The Basics of Water demineralization
Demineralization is the removal of dissolved minerals that form salts when water is evaporated. These salts have corrosive properties and must be removed for industrial processes so that they don’t damage equipment, such as high-pressure boilers. In ion exchange demineralization applications, salts are replaced with hydrogen and hydroxide to form pure water.
Water from various sources will have diverse concentrations of minerals. Rain water has nearly no minerals, whereas sea water has very high mineral content. The amount of minerals in water can be measured by assessing the amount of total dissolved solids as well as the conductivity of the water.
Demineralization systems are designed to reduce mineral content from water. Similar to softening, in ion exchange demineralization processes, cation resins are used for the removal of cations, and anion resins are used for the removal of anions.

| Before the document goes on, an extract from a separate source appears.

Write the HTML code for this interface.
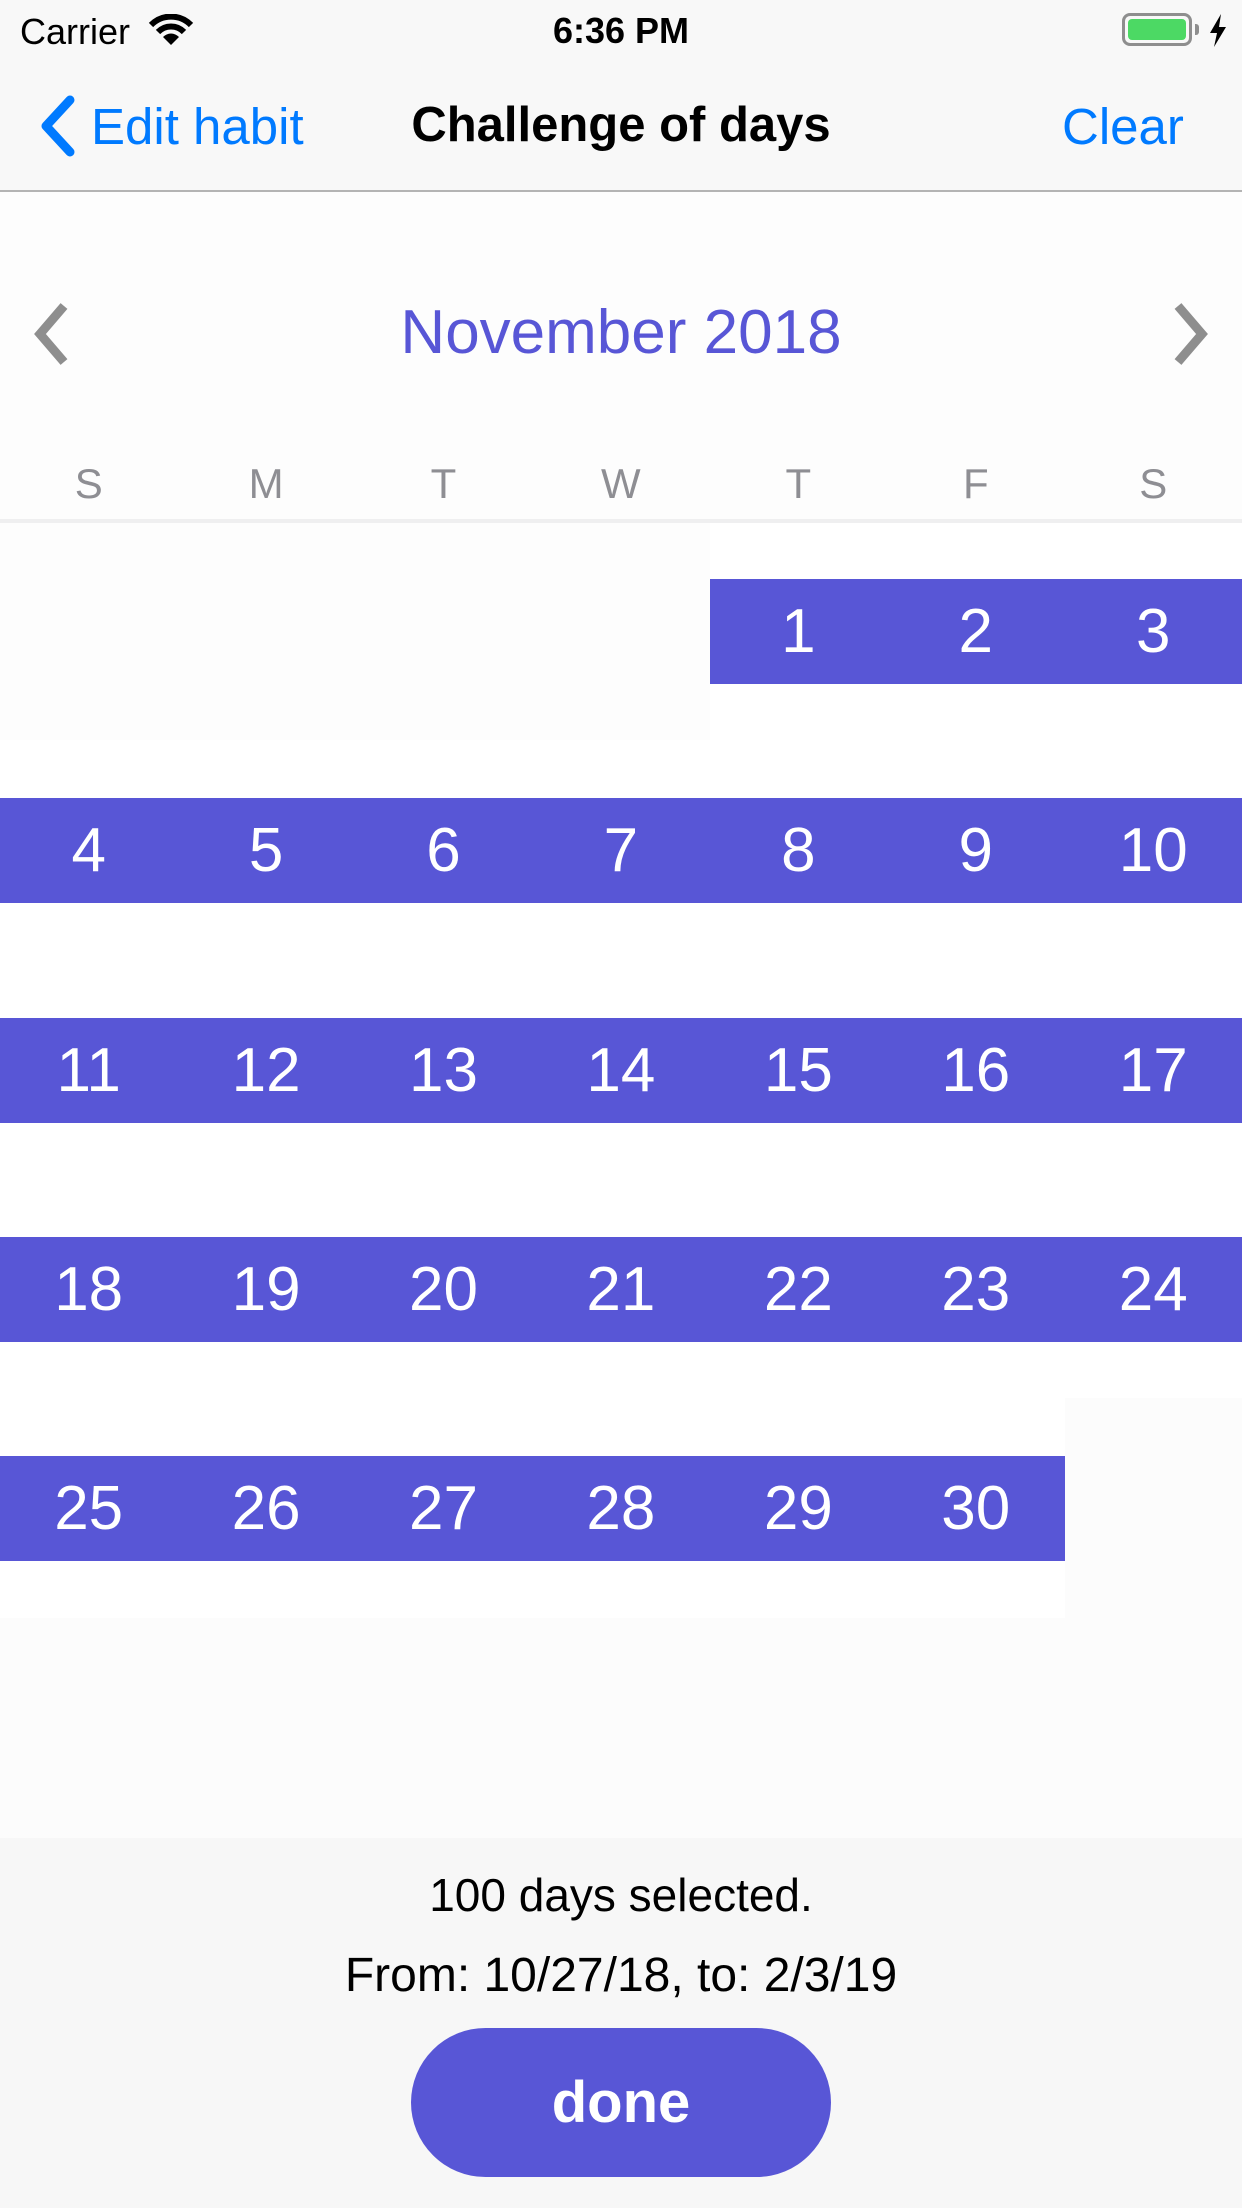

However, in demineralization ion exchange systems, ion exchange resins will remove all mineral salts, except for traces of sodium and colloidal (undissolved) silica. Typical cations targeted for removal are calcium (Ca++), Magnesium (Mg++), Sodium (Na+), Potassium (K+) and Iron (Fe++). Typical anions targeted for removal are Bicarbonate (HCO3-) Chloride (Cl-), Sulfate (SO4--), Nitrate (NO3-) and Silica SiO2).
The performance of demineralizer systems is dependent on influent water chemistry, system design (co-flow or counter-flow), type of resin installed and regenerant type and concentration.